Jul 5, 2023 | Footnotes | 3 comments

The Footnotes to our episode on William Shakespeare’s A Midsummer Night’s Dream include observations on the forest as a setting for love and dreams, on the play as democratic drama, and on the not-so-hidden meanings in the names of the rude mechanicals.

Not listened to the episode yet? You’ll find it here.

Love and Dreams in the forest
We talked in the podcast about many of the thematic associations that the setting of the forest offers, including where certain types of love may be unfettered. The ethereal realm of the fairies where aphrodisiac dusts can prompt and direct love’s desires, evokes both the mystery and capriciousness of love. It is also of course a world where natural impulses are not constrained, so sexual desires are unleashed, most strikingly in Titania’s passion for Bottom. Midsummer was also associated with festivals, which in pagan terms may have included fertility rites, including the summoning of supernatural figures from folklore.

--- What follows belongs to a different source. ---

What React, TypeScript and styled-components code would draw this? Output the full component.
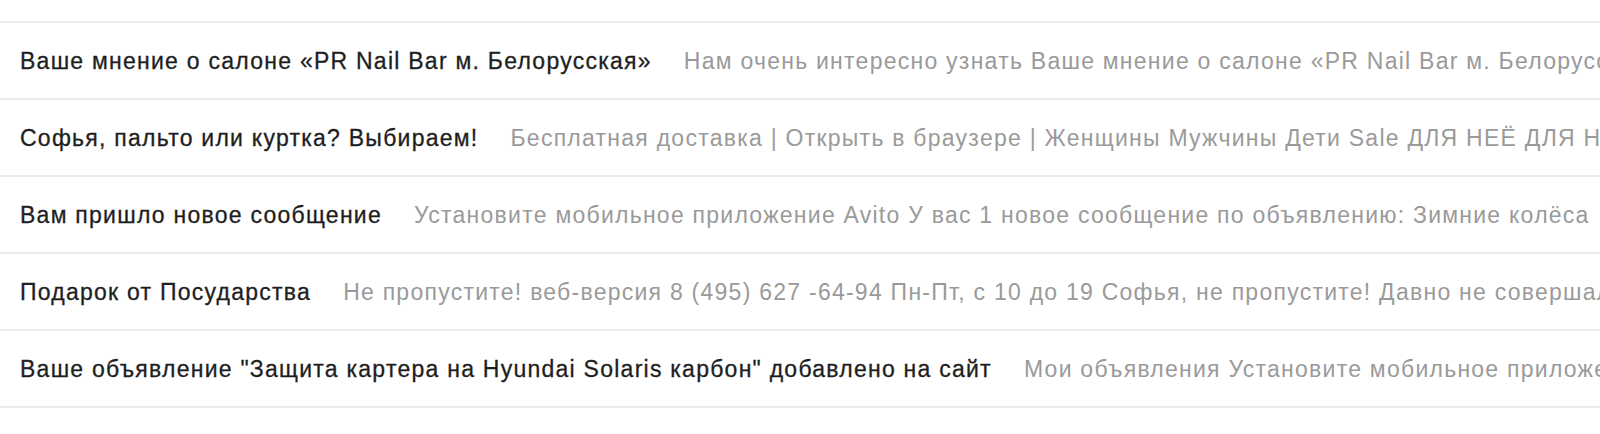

The forest becomes a place where the sub-conscious may be manifest, as it is in dreams. And as in dreams, things prove to be illusory, and are certainly ephemeral. All of which applies to the events in the forest. The idea that what the lovers experience in the forest takes place within their dreams is perhaps literally suggested by the fact that “an unusual number of people spend an unusual amount of time sleeping” in the play, to quote the introduction to the Arden edition of the play.

We made the point in our conversation that there is a further association between the act of dreaming and the playwright’s creative imagination, as Theseus expressly suggests in his description of the poet’s art, who “bodies forth/The forms of things unknown, the poet’s pen/Turns them to shapes, and gives to airy nothing/A local habitation and a name” (5.1.1). Shakespeare has of course given his imaginative vision of the forest and its denizens a “local habitation.” And Puck finally suggests that everything that we have witnessed was but a dream while we “slumbered”. After all, the images that we take away with us as we leave the theatre are as ephemeral as a dream.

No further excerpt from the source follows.